Nutri-score harms consumers and impedes diversity

Navigating a supermarket during peak hours is most people’s nightmare, worse if you’ve forgotten your shopping list, and doubly worse if you’re filling your cart with things you don’t want, need, or like because of an arbitrary color coding system. A recent study from NielsenIQ found that in France, the home of Nutri-Score, 26% of the country’s food products were labeled with the Front of Package (FOP) food label—a label that is stirring hot debate in Brussels as the bloc aims for food label harmonization. The labeling system’s algorithm is supposed to rank food from healthiest to unhealthiest giving products a letter grade (A-E) with an associate stop light color (green to red).

The controversial label is receiving well-deserved scrutiny as it has yet to accurately do what it has set out to do. In its very short existence, it has already gone through multiple iterations with ever-changing stances regarding what foods are good and what foods are bad. The label lacks a solid scientific foundation, simply instead responding to external pressures and criticism. Not surprisingly, it has faced strong pushback not just from European member states and local farmers who refuse that their traditional products –  often with European heritage labels like AOP or DOC – like Roquefort cheese, Spanish olive oil, and even plums, to be falsely labeled as “bad foods”—being given poor ratings simplistically based on their salt, fat, and sugar content. There is no regard for the bigger picture and taking neither processing nor broader nutritional benefits into account. Perhaps one cannot expect more from an algorithm created by Serge Hercberg, someone who identifies as an epidemiologist first and a nutritionist second.

It’s not just member states and farmers who are sounding the alarm regarding Nutri-Score, either—the algorithm is also receiving mounting criticism from scientists and peers in the field of nutrition. Leading nutritionist Professor Philippe Legrand, for example, has criticized Nutri-Score and categorized its treatment of fats as “outdated”.

Countries coming to their senses

Slowly, but surely countries are waking up and coming to a fundamental realization: there is no one size fits all solution for their constituents, least of all when it comes to something as personal as food. Food choices are based on a variety of different factors: culture, religion, cost, availability and access, education, marketing, and appetite. It seems beyond unreasonable to expect that Europe, with its profound diversity (including when it comes to food), would be able to categorize what is good and what is bad. Romania has understood this and acted accordingly—effective May 1st, the country banned Nutri-score as a measure of consumer protection, explaining that the FOP label could not accurately inform consumers.

Switzerland is also on the path of common sense; after having adopted Nutri-Score it might become the first country in Europe to back-pedal and overturn the adoption. The Swiss Council of States has approved a motion brought forward by the Commission of Science, Education and Culture asking the representatives to consider the potential negative outcomes of the Nutri-Score adoption. The motion evokes the fact that a healthy diet requires a broad and varied approach to eating and cannot rely on scores assigned to single food packages.

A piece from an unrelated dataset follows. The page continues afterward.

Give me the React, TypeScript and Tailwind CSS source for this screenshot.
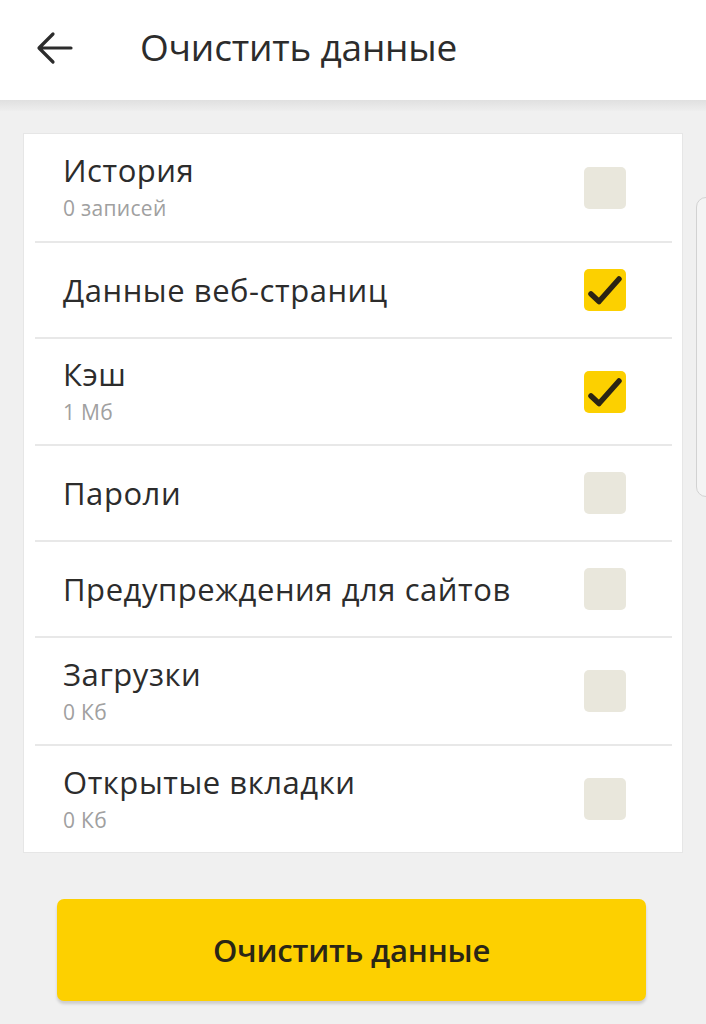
import React from "react";

type Item = { title: string; sub?: string; checked: boolean; h: number };

const items: Item[] = [
  { title: "История", sub: "0 записей", checked: false, h: 107 },
  { title: "Данные веб-страниц", checked: true, h: 96 },
  { title: "Кэш", sub: "1 Мб", checked: true, h: 107 },
  { title: "Пароли", checked: false, h: 96 },
  { title: "Предупреждения для сайтов", checked: false, h: 96 },
  { title: "Загрузки", sub: "0 Кб", checked: false, h: 108 },
  { title: "Открытые вкладки", sub: "0 Кб", checked: false, h: 108 },
];

function Check({ checked }: { checked: boolean }) {
  if (!checked)
    return <div className="w-[42px] h-[42px] rounded-[5px] bg-[#e9e7dc]" />;
  return (
    <div className="w-[42px] h-[42px] rounded-[5px] bg-[#fcd000]">
      <svg width="42" height="42" viewBox="0 0 42 42">
        <path d="M7 25 L15 32.5 L35 10" fill="none" stroke="#2b2414" strokeWidth="5.5" strokeLinecap="round" strokeLinejoin="round" />
      </svg>
    </div>
  );
}

export default function App() {
  return (
    <div
      className="relative w-[706px] h-[1024px] overflow-hidden bg-[#f0f0f0]"
      style={{ fontFamily: '"Open Sans", "Noto Sans", sans-serif' }}
    >
      <div className="h-[100px] bg-white flex items-center">
        <div className="w-[140px] flex items-center pl-[36px] pb-[4px]">
          <svg width="38" height="34" viewBox="0 0 38 34">
            <path d="M35 17 H4 M17 3 L3 17 L17 31" fill="none" stroke="#2c2c2c" strokeWidth="3.2" strokeLinecap="round" strokeLinejoin="round" />
          </svg>
        </div>
        <div className="text-[37px] text-[#2c2c2c] tracking-[-0.2px] pb-[6px]">Очистить данные</div>
      </div>
      <div className="h-[11px] bg-gradient-to-b from-[#e0e0e0] to-[#eeeeee]" />

      <div className="mx-[23px] mt-[22px] bg-white border border-[#e6e6e6]">
        {items.map((it, i) => (
          <div key={i}>
            {i > 0 && <div className="ml-[11px] mr-[10px] h-[2px] bg-[#e8e8e8]" />}
            <div
              className="flex items-center pl-[39px] pr-[56px]"
              style={{ height: i === 0 ? it.h : it.h - 2 }}
            >
              <div className={"flex-1 flex flex-col " + (it.sub ? "pb-[2px]" : "")}>
                <div className="text-[31px] leading-[34px] tracking-[0.55px] text-[#2c2c2c]">{it.title}</div>
                {it.sub && <div className="pt-[9px] text-[21px] leading-[24px] tracking-[0.3px] text-[#a0a0a0]">{it.sub}</div>}
              </div>
              <Check checked={it.checked} />
            </div>
          </div>
        ))}
      </div>

      <div className="ml-[57px] mr-[60px] mt-[46px] h-[102px] rounded-[7px] bg-[#fdd000] shadow-[0_3px_3px_rgba(0,0,0,0.15)] flex items-center justify-center">
        <span className="text-[31px] font-semibold text-[#2a2616] tracking-[-0.2px]">Очистить данные</span>
      </div>

      <div className="absolute left-[696px] top-[197px] w-[20px] h-[300px] rounded-[10px] border border-[#d2d2d2] bg-[#f4f4f4]" />
    </div>
  );
}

This is especially true when one considers that in France, 54% of frozen foods have a Nutri-Score label whereas only 27% of dairy products have a Nutri-Score label. Should a consumer rely on Nutri-Score to determine what should fill their shopping cart they would potentially have a disproportionate amount of frozen goods to dairy products, not because the items are particularly healthy, but simply because there is a little label with a color and a letter.

Exclusionary for small businesses 

Rather than being a tool that helps people make healthy tools, Nutri-Score has turned into a marketing tool utilized by companies to push their products to consumers, and not because of their health benefits. Nestlé, for example, is a company that has adopted Nutri-Score across the board. The company faced serious ire from English consumer watchdogs who pointed to their Kit-Kat cereal receiving a Nutri-Score C despite having almost half of a child’s daily recommended sugar intake in a single 30g serving.

For smaller companies, while the ability to apply for Nutri-score is a straightforward process, receiving a good score is not. Larger companies are able to exploit their incredibly powerful R&D centers to optimize their product with a theoretically perfect nutrition composition to receive the best possible grade while a smaller company selling the same product with more honest ingredients will be penalized. Being at a perpetual disadvantage vis-a-vis larger companies with more resources means that the food market will become even more exclusionary for small businesses, thus contributing to a lack of diversity in food choices which at the end of the day negatively impacts the consumer.

Ultimately Nutri-Score, while perhaps well-intentioned, does nothing to help consumers make healthier choices as there is a fundamental miscalculation at its core. It is based on a core fallacy which is that we all eat the same and that we all require the same foods to live a healthy life. The richness of Europe is its diversity— it is reflected in our people and in our food. To aim to homogenize something so deeply personal is to take away our culture and our individuality.

Instead, the European Union should aim to help countries foster food diversity, encouraging small businesses to contribute to varied food markets and have their place at the table. Variety contributes to a diversified economy with small and large businesses catering to consumers’ needs. Meeting demand while honoring the taste preferences and needs of all consumers is the best possible grade a company can receive—one doesn’t need a label for that.